_Data extract_:
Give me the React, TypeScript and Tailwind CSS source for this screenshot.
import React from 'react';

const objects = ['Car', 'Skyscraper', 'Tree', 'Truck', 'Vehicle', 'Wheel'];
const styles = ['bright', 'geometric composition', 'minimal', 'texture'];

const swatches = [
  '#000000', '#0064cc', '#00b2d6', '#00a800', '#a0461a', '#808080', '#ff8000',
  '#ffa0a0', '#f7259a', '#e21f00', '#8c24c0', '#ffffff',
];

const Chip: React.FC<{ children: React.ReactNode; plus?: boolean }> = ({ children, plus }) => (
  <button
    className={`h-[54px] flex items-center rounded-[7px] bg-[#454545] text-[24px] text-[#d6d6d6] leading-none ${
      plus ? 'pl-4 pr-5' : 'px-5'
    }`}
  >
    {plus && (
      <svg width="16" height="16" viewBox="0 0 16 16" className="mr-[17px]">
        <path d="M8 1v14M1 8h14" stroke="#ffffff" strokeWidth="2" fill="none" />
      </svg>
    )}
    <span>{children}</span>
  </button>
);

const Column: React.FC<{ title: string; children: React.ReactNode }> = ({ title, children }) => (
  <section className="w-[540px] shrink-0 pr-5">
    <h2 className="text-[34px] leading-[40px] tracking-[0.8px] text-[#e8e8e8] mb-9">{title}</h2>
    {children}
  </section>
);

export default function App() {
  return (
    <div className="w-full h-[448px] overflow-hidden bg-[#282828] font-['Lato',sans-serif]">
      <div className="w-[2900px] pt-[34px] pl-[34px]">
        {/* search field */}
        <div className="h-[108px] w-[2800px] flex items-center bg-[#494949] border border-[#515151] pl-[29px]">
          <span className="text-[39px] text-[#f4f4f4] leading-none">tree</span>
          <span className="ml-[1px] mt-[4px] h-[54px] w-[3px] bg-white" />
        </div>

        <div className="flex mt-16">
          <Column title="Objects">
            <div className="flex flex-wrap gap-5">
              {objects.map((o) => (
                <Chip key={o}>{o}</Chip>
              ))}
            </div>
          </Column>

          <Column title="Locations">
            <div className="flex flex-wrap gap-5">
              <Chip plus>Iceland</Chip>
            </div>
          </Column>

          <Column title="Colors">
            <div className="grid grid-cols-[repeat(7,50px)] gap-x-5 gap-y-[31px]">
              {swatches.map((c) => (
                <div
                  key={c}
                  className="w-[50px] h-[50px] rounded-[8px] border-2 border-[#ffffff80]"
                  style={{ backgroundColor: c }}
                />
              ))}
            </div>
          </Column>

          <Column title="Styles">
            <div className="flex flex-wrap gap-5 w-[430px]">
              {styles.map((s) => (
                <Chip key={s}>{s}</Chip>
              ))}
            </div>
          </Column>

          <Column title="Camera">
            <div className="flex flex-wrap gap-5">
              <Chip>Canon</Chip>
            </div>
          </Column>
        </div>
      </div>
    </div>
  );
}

_Short exercise_:
Copy down every line of the material above that includes the string "React".

_Finished exercise_:
Give me the React, TypeScript and Tailwind CSS source for this screenshot.
import React from 'react';
const Chip: React.FC<{ children: React.ReactNode; plus?: boolean }> = ({ children, plus }) => (
const Column: React.FC<{ title: string; children: React.ReactNode }> = ({ title, children }) => (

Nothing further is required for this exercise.